[WHAT YOU NEED TO DO]: Reproduce all of the listing below without alteration.

[AVAILABLE DATA]:
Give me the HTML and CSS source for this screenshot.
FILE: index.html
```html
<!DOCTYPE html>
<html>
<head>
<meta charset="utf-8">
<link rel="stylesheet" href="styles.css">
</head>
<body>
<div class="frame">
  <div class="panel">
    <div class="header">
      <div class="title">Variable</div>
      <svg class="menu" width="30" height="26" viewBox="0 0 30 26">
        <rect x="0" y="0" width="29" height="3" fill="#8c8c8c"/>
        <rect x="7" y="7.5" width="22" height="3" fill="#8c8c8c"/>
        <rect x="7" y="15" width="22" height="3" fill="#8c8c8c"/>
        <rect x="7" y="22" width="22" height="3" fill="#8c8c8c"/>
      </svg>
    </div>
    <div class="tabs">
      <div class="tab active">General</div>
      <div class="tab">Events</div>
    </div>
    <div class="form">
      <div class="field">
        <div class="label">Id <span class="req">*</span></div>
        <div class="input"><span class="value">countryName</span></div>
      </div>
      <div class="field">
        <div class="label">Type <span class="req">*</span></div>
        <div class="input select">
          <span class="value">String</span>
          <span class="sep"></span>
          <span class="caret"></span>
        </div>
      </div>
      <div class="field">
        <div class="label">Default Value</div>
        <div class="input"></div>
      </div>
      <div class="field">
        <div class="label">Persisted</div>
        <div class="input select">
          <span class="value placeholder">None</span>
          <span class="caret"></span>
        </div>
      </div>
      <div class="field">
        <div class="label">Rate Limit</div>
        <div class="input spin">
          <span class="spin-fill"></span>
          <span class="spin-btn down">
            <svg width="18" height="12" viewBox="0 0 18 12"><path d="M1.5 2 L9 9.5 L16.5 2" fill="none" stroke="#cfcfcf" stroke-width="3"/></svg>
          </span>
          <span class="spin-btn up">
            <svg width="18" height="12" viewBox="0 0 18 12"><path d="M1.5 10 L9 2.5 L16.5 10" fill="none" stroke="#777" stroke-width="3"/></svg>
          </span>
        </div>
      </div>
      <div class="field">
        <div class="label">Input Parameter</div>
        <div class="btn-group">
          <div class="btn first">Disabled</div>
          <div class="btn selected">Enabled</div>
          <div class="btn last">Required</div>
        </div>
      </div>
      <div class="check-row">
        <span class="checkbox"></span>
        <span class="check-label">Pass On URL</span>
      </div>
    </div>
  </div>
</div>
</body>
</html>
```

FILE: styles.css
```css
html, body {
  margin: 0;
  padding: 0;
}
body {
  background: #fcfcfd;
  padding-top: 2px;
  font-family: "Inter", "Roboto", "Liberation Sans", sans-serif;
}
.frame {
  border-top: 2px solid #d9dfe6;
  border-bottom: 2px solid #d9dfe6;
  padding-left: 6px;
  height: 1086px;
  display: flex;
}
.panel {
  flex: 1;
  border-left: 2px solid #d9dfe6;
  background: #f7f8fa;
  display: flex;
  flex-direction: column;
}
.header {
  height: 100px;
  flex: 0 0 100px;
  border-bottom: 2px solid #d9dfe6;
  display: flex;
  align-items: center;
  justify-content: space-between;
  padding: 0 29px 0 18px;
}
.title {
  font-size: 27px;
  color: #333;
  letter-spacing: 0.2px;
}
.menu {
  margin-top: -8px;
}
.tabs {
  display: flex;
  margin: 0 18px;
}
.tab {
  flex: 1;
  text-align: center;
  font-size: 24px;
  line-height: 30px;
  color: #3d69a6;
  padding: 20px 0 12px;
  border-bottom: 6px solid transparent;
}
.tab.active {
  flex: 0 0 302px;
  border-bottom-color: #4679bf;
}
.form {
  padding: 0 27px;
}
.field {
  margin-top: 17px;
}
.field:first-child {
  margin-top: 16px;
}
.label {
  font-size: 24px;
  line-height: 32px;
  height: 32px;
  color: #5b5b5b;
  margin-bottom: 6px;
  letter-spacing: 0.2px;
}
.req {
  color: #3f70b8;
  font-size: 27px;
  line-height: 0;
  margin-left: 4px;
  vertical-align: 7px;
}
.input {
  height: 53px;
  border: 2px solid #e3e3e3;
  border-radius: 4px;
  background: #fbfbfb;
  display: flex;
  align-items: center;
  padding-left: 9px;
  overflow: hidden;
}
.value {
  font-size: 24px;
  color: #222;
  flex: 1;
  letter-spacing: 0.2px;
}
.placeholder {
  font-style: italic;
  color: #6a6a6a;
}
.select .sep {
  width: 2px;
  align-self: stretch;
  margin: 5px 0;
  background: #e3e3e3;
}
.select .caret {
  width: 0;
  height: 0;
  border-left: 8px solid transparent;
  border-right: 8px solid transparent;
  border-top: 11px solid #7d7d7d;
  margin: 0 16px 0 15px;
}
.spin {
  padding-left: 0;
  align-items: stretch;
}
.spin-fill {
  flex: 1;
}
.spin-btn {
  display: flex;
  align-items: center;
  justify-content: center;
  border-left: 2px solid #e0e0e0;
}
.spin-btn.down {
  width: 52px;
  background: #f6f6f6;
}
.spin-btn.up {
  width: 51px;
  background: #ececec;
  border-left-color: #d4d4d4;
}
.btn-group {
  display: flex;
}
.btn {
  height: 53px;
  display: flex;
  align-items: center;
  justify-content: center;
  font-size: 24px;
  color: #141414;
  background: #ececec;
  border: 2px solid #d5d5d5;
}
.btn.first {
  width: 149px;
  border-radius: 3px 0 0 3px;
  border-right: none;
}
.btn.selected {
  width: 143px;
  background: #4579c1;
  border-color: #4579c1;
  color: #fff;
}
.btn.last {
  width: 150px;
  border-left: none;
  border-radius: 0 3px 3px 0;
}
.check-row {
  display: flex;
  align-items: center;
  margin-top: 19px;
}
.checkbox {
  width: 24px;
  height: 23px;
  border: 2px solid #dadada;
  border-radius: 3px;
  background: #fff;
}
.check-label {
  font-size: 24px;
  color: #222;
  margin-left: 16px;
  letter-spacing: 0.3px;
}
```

[RESPONSE TO THIS EXERCISE]:
Give me the HTML and CSS source for this screenshot.
FILE: index.html
```html
<!DOCTYPE html>
<html>
<head>
<meta charset="utf-8">
<link rel="stylesheet" href="styles.css">
</head>
<body>
<div class="frame">
  <div class="panel">
    <div class="header">
      <div class="title">Variable</div>
      <svg class="menu" width="30" height="26" viewBox="0 0 30 26">
        <rect x="0" y="0" width="29" height="3" fill="#8c8c8c"/>
        <rect x="7" y="7.5" width="22" height="3" fill="#8c8c8c"/>
        <rect x="7" y="15" width="22" height="3" fill="#8c8c8c"/>
        <rect x="7" y="22" width="22" height="3" fill="#8c8c8c"/>
      </svg>
    </div>
    <div class="tabs">
      <div class="tab active">General</div>
      <div class="tab">Events</div>
    </div>
    <div class="form">
      <div class="field">
        <div class="label">Id <span class="req">*</span></div>
        <div class="input"><span class="value">countryName</span></div>
      </div>
      <div class="field">
        <div class="label">Type <span class="req">*</span></div>
        <div class="input select">
          <span class="value">String</span>
          <span class="sep"></span>
          <span class="caret"></span>
        </div>
      </div>
      <div class="field">
        <div class="label">Default Value</div>
        <div class="input"></div>
      </div>
      <div class="field">
        <div class="label">Persisted</div>
        <div class="input select">
          <span class="value placeholder">None</span>
          <span class="caret"></span>
        </div>
      </div>
      <div class="field">
        <div class="label">Rate Limit</div>
        <div class="input spin">
          <span class="spin-fill"></span>
          <span class="spin-btn down">
            <svg width="18" height="12" viewBox="0 0 18 12"><path d="M1.5 2 L9 9.5 L16.5 2" fill="none" stroke="#cfcfcf" stroke-width="3"/></svg>
          </span>
          <span class="spin-btn up">
            <svg width="18" height="12" viewBox="0 0 18 12"><path d="M1.5 10 L9 2.5 L16.5 10" fill="none" stroke="#777" stroke-width="3"/></svg>
          </span>
        </div>
      </div>
      <div class="field">
        <div class="label">Input Parameter</div>
        <div class="btn-group">
          <div class="btn first">Disabled</div>
          <div class="btn selected">Enabled</div>
          <div class="btn last">Required</div>
        </div>
      </div>
      <div class="check-row">
        <span class="checkbox"></span>
        <span class="check-label">Pass On URL</span>
      </div>
    </div>
  </div>
</div>
</body>
</html>
```

FILE: styles.css
```css
html, body {
  margin: 0;
  padding: 0;
}
body {
  background: #fcfcfd;
  padding-top: 2px;
  font-family: "Inter", "Roboto", "Liberation Sans", sans-serif;
}
.frame {
  border-top: 2px solid #d9dfe6;
  border-bottom: 2px solid #d9dfe6;
  padding-left: 6px;
  height: 1086px;
  display: flex;
}
.panel {
  flex: 1;
  border-left: 2px solid #d9dfe6;
  background: #f7f8fa;
  display: flex;
  flex-direction: column;
}
.header {
  height: 100px;
  flex: 0 0 100px;
  border-bottom: 2px solid #d9dfe6;
  display: flex;
  align-items: center;
  justify-content: space-between;
  padding: 0 29px 0 18px;
}
.title {
  font-size: 27px;
  color: #333;
  letter-spacing: 0.2px;
}
.menu {
  margin-top: -8px;
}
.tabs {
  display: flex;
  margin: 0 18px;
}
.tab {
  flex: 1;
  text-align: center;
  font-size: 24px;
  line-height: 30px;
  color: #3d69a6;
  padding: 20px 0 12px;
  border-bottom: 6px solid transparent;
}
.tab.active {
  flex: 0 0 302px;
  border-bottom-color: #4679bf;
}
.form {
  padding: 0 27px;
}
.field {
  margin-top: 17px;
}
.field:first-child {
  margin-top: 16px;
}
.label {
  font-size: 24px;
  line-height: 32px;
  height: 32px;
  color: #5b5b5b;
  margin-bottom: 6px;
  letter-spacing: 0.2px;
}
.req {
  color: #3f70b8;
  font-size: 27px;
  line-height: 0;
  margin-left: 4px;
  vertical-align: 7px;
}
.input {
  height: 53px;
  border: 2px solid #e3e3e3;
  border-radius: 4px;
  background: #fbfbfb;
  display: flex;
  align-items: center;
  padding-left: 9px;
  overflow: hidden;
}
.value {
  font-size: 24px;
  color: #222;
  flex: 1;
  letter-spacing: 0.2px;
}
.placeholder {
  font-style: italic;
  color: #6a6a6a;
}
.select .sep {
  width: 2px;
  align-self: stretch;
  margin: 5px 0;
  background: #e3e3e3;
}
.select .caret {
  width: 0;
  height: 0;
  border-left: 8px solid transparent;
  border-right: 8px solid transparent;
  border-top: 11px solid #7d7d7d;
  margin: 0 16px 0 15px;
}
.spin {
  padding-left: 0;
  align-items: stretch;
}
.spin-fill {
  flex: 1;
}
.spin-btn {
  display: flex;
  align-items: center;
  justify-content: center;
  border-left: 2px solid #e0e0e0;
}
.spin-btn.down {
  width: 52px;
  background: #f6f6f6;
}
.spin-btn.up {
  width: 51px;
  background: #ececec;
  border-left-color: #d4d4d4;
}
.btn-group {
  display: flex;
}
.btn {
  height: 53px;
  display: flex;
  align-items: center;
  justify-content: center;
  font-size: 24px;
  color: #141414;
  background: #ececec;
  border: 2px solid #d5d5d5;
}
.btn.first {
  width: 149px;
  border-radius: 3px 0 0 3px;
  border-right: none;
}
.btn.selected {
  width: 143px;
  background: #4579c1;
  border-color: #4579c1;
  color: #fff;
}
.btn.last {
  width: 150px;
  border-left: none;
  border-radius: 0 3px 3px 0;
}
.check-row {
  display: flex;
  align-items: center;
  margin-top: 19px;
}
.checkbox {
  width: 24px;
  height: 23px;
  border: 2px solid #dadada;
  border-radius: 3px;
  background: #fff;
}
.check-label {
  font-size: 24px;
  color: #222;
  margin-left: 16px;
  letter-spacing: 0.3px;
}
```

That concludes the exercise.